After 10 years of hosting the weekly Soulful Sundays on WRNB-FM (100.3) with Derrick Sampson, veteran radio personality Dyana Williams is heading back to the airwaves full time on Monday, July 15. She will host the afternoon drive from 3 to 7 p.m. on Classix 107.9 FM, Monday through Thursday, while continuing Soulful Sundays.
“I haven’t done full-time radio since the ’80s,” Williams said, primping her signature, now-platinum, bob. “I’ve filled in the years with so many other things … but I never stopped doing radio. I’ve always done part-time or little stints.”
The format of her show will be songs from the 1970s and 1980s, and give preference to the sound of Philadelphia. She acknowledges that Philadelphia radio is home to other formidable radio personalities.
“Philly’s a very unique market because you have a Patty Jackson who’s been on [the air] for 30 years and in the same time slot," Williams said. “That’s unheard of in radio, especially in these days where there’s so much corporatization and change.”
“If you look at R&B music over the past 40 years, who’s more engaged with the artist, the music, and the history?" Colby Tyner, Urban One’s vice president of programming asked.
Tyner said that Lady B, who will precede Williams in the 10 a.m. to 3 p.m. slot, has done an incredible job with building up the audience at Classix and believes that Williams will, as well.
“These two iconic voices will continue to make Philly feel good," Tyner said.
In December, Radio One flipped the format of gospel station Praise 107.9 to Classix 107.9 FM. The current format adopted a classic R&B sound, reaching to the soulful hits of the 1970s and ’80s, which Tyner said is “perfect for Dyana.”
Along with Grammy-winning producer and songwriter Kenny Gamble and broadcaster Ed Wright, Williams is credited with establishing June as Black Music Month in 1979.
Williams has also made a name for herself by offering media coaching to such celebrities as Rihanna, Justin Beiber, and Allen Iverson.

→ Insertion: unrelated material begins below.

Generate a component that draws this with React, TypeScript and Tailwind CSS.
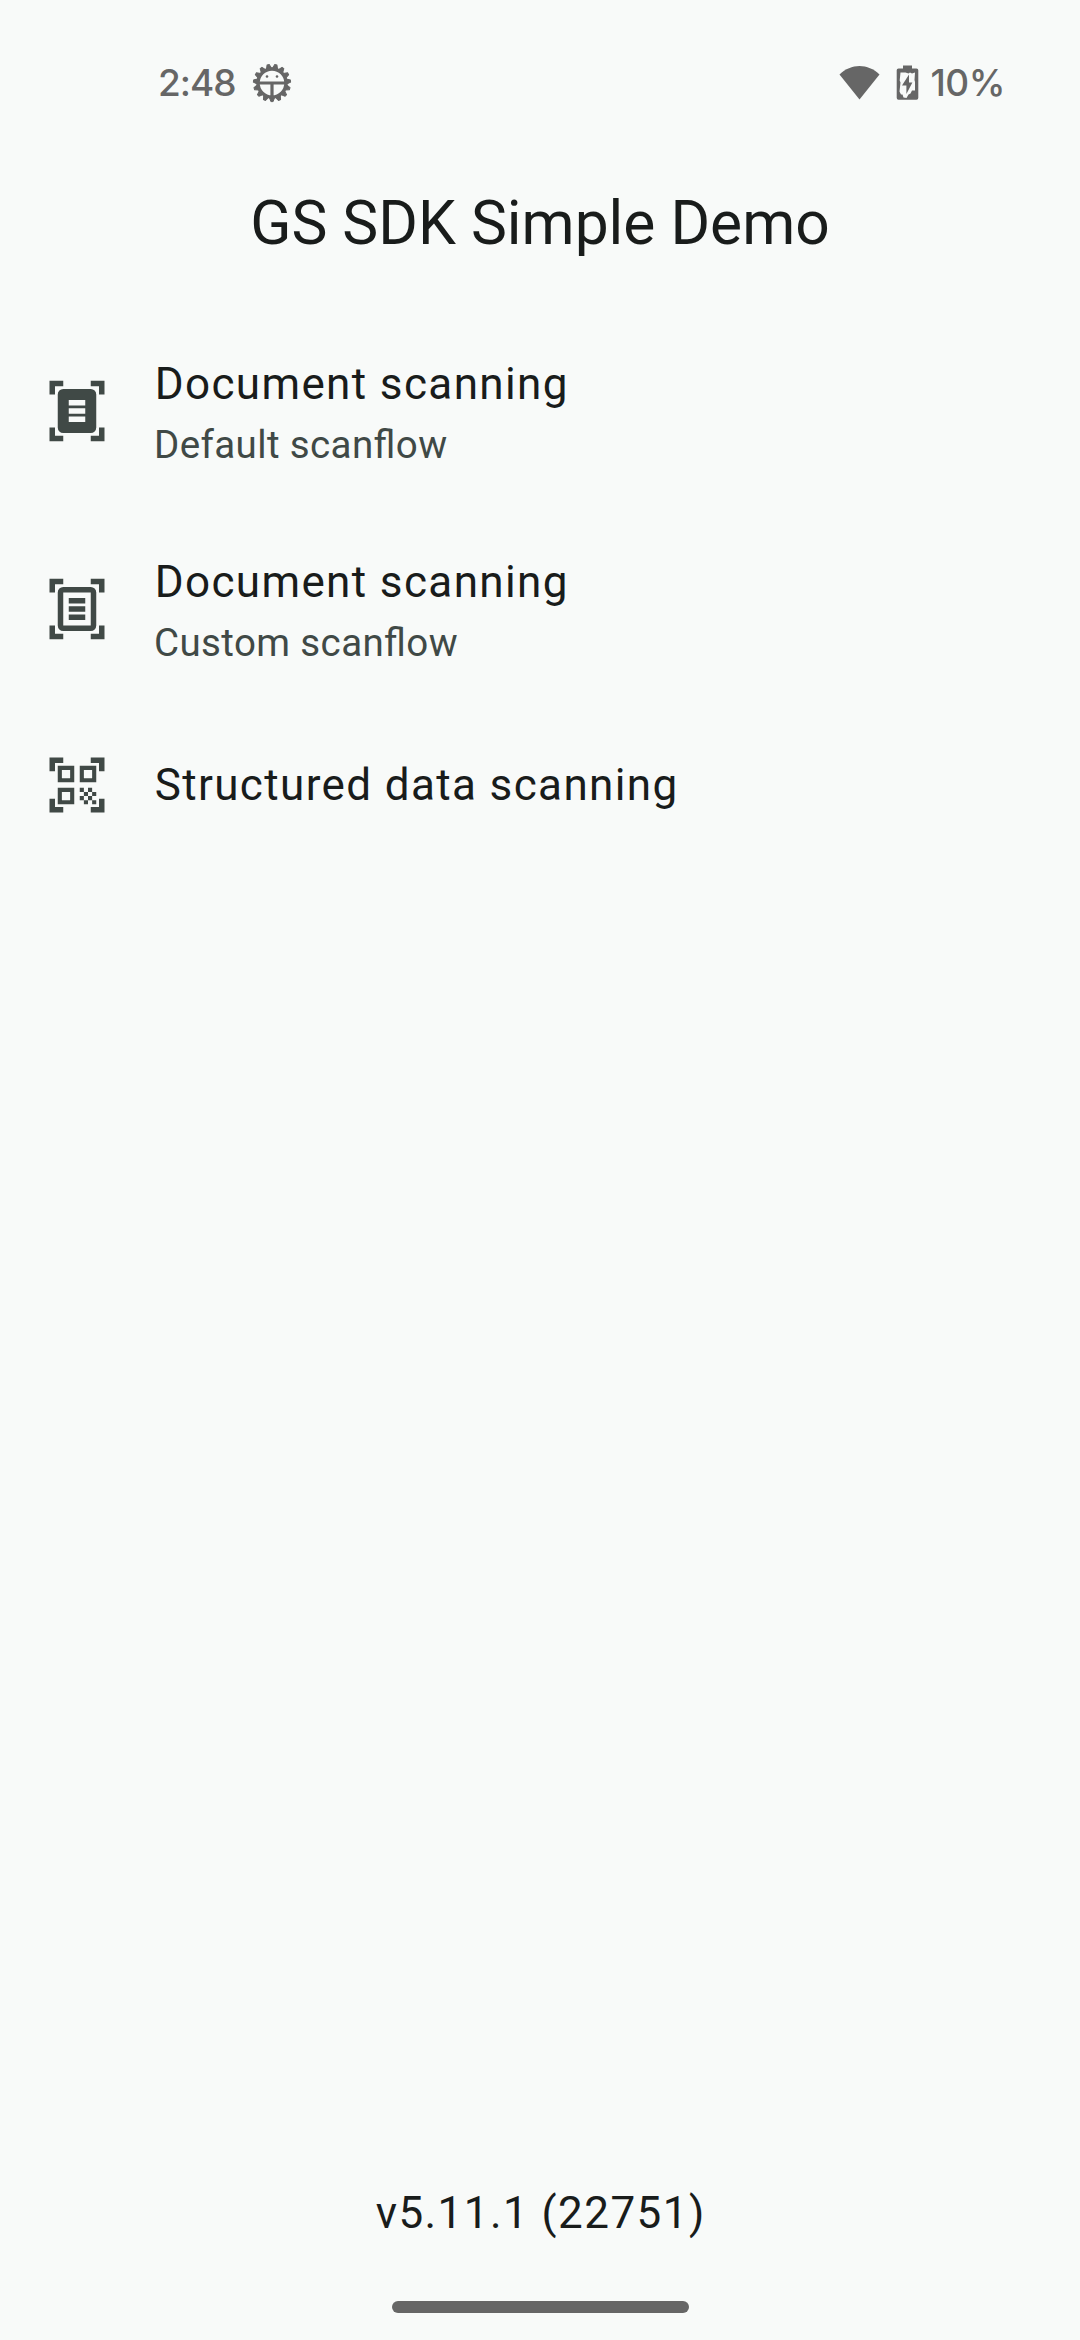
type IconProps = { name: string };

const corners =
  "M22 6h-2V3h-3V1h5v5z M22 23v-5h-2v3h-3v2h5z M2 23h5v-2H4v-3H2v5z M2 1v5h2V3h3V1H2z";

const icons: Record<string, string> = {
  documentFilled: `${corners} M7 4h10a2 2 0 0 1 2 2v12a2 2 0 0 1-2 2H7a2 2 0 0 1-2-2V6a2 2 0 0 1 2-2z M9 8v2h6V8z M9 11v2h6v-2z M9 14v2h6v-2z`,
  documentOutlined: `${corners} M7 4h10a2 2 0 0 1 2 2v12a2 2 0 0 1-2 2H7a2 2 0 0 1-2-2V6a2 2 0 0 1 2-2z M7 6v12h10V6z M9 8v2h6V8z M9 11v2h6v-2z M9 14v2h6v-2z`,
  qrCode:
    "M9.5 6.5v3h-3v-3h3 M11 5H5v6h6V5z M9.5 14.5v3h-3v-3h3 M11 13H5v6h6v-6z M17.5 6.5v3h-3v-3h3 M19 5h-6v6h6V5z M13 13h1.5v1.5H13z M14.5 14.5H16V16h-1.5z M16 13h1.5v1.5H16z M13 16h1.5v1.5H13z M14.5 17.5H16V19h-1.5z M16 16h1.5v1.5H16z M17.5 14.5H19V16h-1.5z M17.5 17.5H19V19h-1.5z M22 7h-2V4h-3V2h5v5z M22 22v-5h-2v3h-3v2h5z M2 22h5v-2H4v-3H2v5z M2 2v5h2V4h3V2H2z",
};

const items = [
  {
    icon: "documentFilled",
    title: "Document scanning",
    description: "Default scanflow",
    className: "h-[198px]",
  },
  {
    icon: "documentOutlined",
    title: "Document scanning",
    description: "Custom scanflow",
    className: "h-[198px]",
  },
  {
    icon: "qrCode",
    title: "Structured data scanning",
    className: "h-[154px] pt-[5px]",
  },
];

const Icon = ({ name }: IconProps) => (
  <svg
    viewBox="0 0 24 24"
    className="size-[66px] shrink-0 fill-[#404946]"
    fillRule="evenodd"
  >
    <path d={icons[name]} />
  </svg>
);

const teeth = Array.from({ length: 15 }, (_, i) => i * 24);

const StatusBar = () => (
  <header className="flex h-[166px] items-start justify-between pt-[60px] pr-[75px] pl-[158px] font-['Inter'] text-[37px] leading-[46px] font-medium text-[#666666]">
    <div className="flex items-center">
      <span className="w-[92px] tracking-[-1px]">2:48</span>
      <svg viewBox="-22 -23 44 46" className="h-[46px] w-[44px]">
        {teeth.map((angle) => (
          <path
            key={angle}
            d="M-2.6 14.5L-1.1 18.6H1.1L2.6 14.5z"
            transform={`rotate(${angle})`}
            fill="currentColor"
            stroke="currentColor"
            strokeLinejoin="round"
          />
        ))}
        <circle r="14" fill="none" stroke="currentColor" strokeWidth="3.4" />
        <path
          d="M-14 0H14M0 0V14"
          fill="none"
          stroke="currentColor"
          strokeWidth="3.2"
        />
        <circle cx="-5" cy="-6.5" r="1.3" fill="currentColor" />
        <circle cx="5" cy="-6.5" r="1.3" fill="currentColor" />
      </svg>
    </div>
    <div className="flex items-center gap-[8px]">
      <svg viewBox="0 0 88 46" className="h-[46px] w-[88px] fill-current">
        <path d="M4.5 14.5C16 3 33 3 44.5 14.5L24.5 39.5z" />
        <path
          fillRule="evenodd"
          d="M68 5.5h9v3h4.500q1.800 0 1.800 1.800v27.500q0 2-1.800 2h-18q-1.800 0-1.800-2V10.300q0-1.800 1.800-1.800H68z M65.500 12.500l-.8 8 .8 2-1 9 1.500 3 1.500 0 1 3 3 .5 2-3.500 2-1 1.500-3 3 0V22l-.500-2 .5-7.500-3 1-2-1-1.500 1-3-1z"
        />
        <path d="M74 14.500L67 25.500h4.400v8.500L77.400 22.500H74z" />
      </svg>
      <span className="tracking-[-0.5px]">10%</span>
    </div>
  </header>
);

const App = () => {
  return (
    <main className="flex h-[2340px] w-[1080px] flex-col bg-[#f8faf9] font-['Roboto',sans-serif] text-[#191c1b]">
      <StatusBar />
      <h1 className="h-[146px] pt-[19px] text-center text-[60.5px] leading-[77px]">
        GS SDK Simple Demo
      </h1>
      <ul className="flex grow flex-col pt-[39px]">
        {items.map((item) => (
          <li
            key={item.icon}
            className={`flex items-start gap-[44px] px-[44px] ${item.className}`}
          >
            <div className={item.description ? "pt-[27px]" : ""}>
              <Icon name={item.icon} />
            </div>
            <div>
              <p className="pl-[0.7px] text-[44px] leading-[66px] tracking-[1.375px]">
                {item.title}
              </p>
              {item.description && (
                <p className="text-[38.5px] leading-[55px] tracking-[0.385px] text-[#404946] [font-feature-settings:'liga']">
                  {item.description}
                </p>
              )}
            </div>
          </li>
        ))}
      </ul>
      <footer className="flex h-[161px] flex-col items-center pt-px">
        <p className="pl-[1.4px] text-[44px] leading-[66px] tracking-[1.45px]">
          v5.11.1 (22751)
        </p>
        <div className="mt-[55px] h-[12px] w-[297px] rounded-full bg-[#666666]" />
      </footer>
    </main>
  );
};

export default App;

Co-host/producer of the Questlove Supreme podcast and former Power 99 FM radio personality Laiya St. Clair said that Williams has a gift for bringing talented people together.
“I actually met Questlove in a line to interview Stevie Wonder at one of Dyana’s [International Association of African American Music] conferences. Back then he was an intern. The next year his band was in the showcase,” St. Clair said.
Cathy Hughes, founder of Urban One Inc., has known Williams for more than 40 years and believes that Williams is “the number-one proponent of the preservation of black music.”
“I’m honored and blessed that she’s returning.” Hughes said. “It’s a big time commitment on her part, but she did it out of her commitment to black music. ... The only way to preserve black music is to play it.”
Williams considers it an honor to sit at the microphone and talk to audiences of color.